Das Leben kann manchmal so einfach sein. Nicht die Franzosen sind dafür verantwortlich, dass Marine Le Pen mit dem „Front National“ am Sonntag stärkste Kraft bei den Kommunalwahlen in Frankreich wurde. Nein, auch die Deutschen sind schuld am Erfolg der Rechtspopulisten. So schreibt Ulrike Herrmann heute im Leitartikel der taz. Die taz versteht sich, seitdem die Grünen immer bürgerlicher und die Bürger immer grüner werden, als das Leitorgan der übrig gebliebenen Linken in Deutschland.
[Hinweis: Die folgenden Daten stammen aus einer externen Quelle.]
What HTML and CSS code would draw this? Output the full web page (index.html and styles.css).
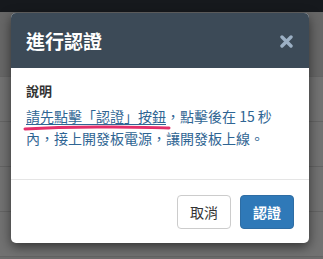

In dem Maße, indem die real existierende Linke sich hierzulande täglich selbst erledigt, steigt offenbar die Verzweiflung in der Rudi-Dutschke-Straße unweit des Axel-Springer-Hauses. „Deutschland“, so der zentrale Befund, „hat sich auf Kosten seiner Nachbarn saniert.“ Mit Dumpinglöhnen zerstört Deutschland Frankreichs Wettbewerbsfähigkeit und hat durch „Tricksereien… jetzt einen Wettbewerbsvorteil von etwa 20 Prozent.“ Die französischen Parteien seien dagegen machtlos, der Erfolg des Front National unausweichlich.

 

Der Front National ist so rechts wie er links ist

Diesen Leitartikel muss man mehrfach lesen. Eine solche krude Kette an Argumenten hat es lange nicht mehr gegeben in einer immer noch seriösen deutschen Tageszeitung. Nach der Logik von Ulrike Herrmann tragen auch die Siegermächte des Ersten Weltkriegs, darunter auch Frankreich, Schuld am Erfolg der Nationalsozialisten. So viel Bullshit war selten. Ein Volk bekommt die Regierung, die es will und verdient. Frankreich hat die Wahl und wählt den Front National. Von Sozialisten und Konservativen erwarten unsere Nachbarn kaum noch die Lösung ihrer sozialen und wirtschaftlichen Probleme. Beide Parteien hatten mit Sarkozy und Hollande ihre Chance, beide haben sie vertan. Der Front National tritt als Bewegung der Globalisierungsverlierer auf und greift genau die Argumente der linken Globalisierungsgegner auf, welche die EU als Teil des globalisierten Kapitalismus für den Niedergang Frankreichs sehen. Die radikalen Forderungen (Ende des Freihandels, Abschied vom Euro, Rückkehr zur Rente mit 600 und Anhebung des Mindestlohns) schrecken immer weniger Wähler ab. Der FN ist genauso rechts wie er links ist. Das macht ihn gerade attraktiv.

 

Michael Houellebecq entwirft in seinem Roman „Unterwerfung“ das Szenario eines Wahlbündnisses zwischen Sozialisten, Konservativen und Islamisten, um den Aufstieg Marine Le Pens Front National zu stoppen. Neuer Staatspräsident wird der Moslem Ben Abbé, der sofort die Theokratie, die Scharia, das Patriarchat und die Polygamie einführt. Noch kommen in Frankreich Sozialisten und Konservative auf eine knappe Mehrheit. Die Front der Résistance droht am fehlenden Konsens und der politischen Unfähigkeit beider Lager zu scheitern. Das ist der Grund für die französische Malaise. Vive la trance!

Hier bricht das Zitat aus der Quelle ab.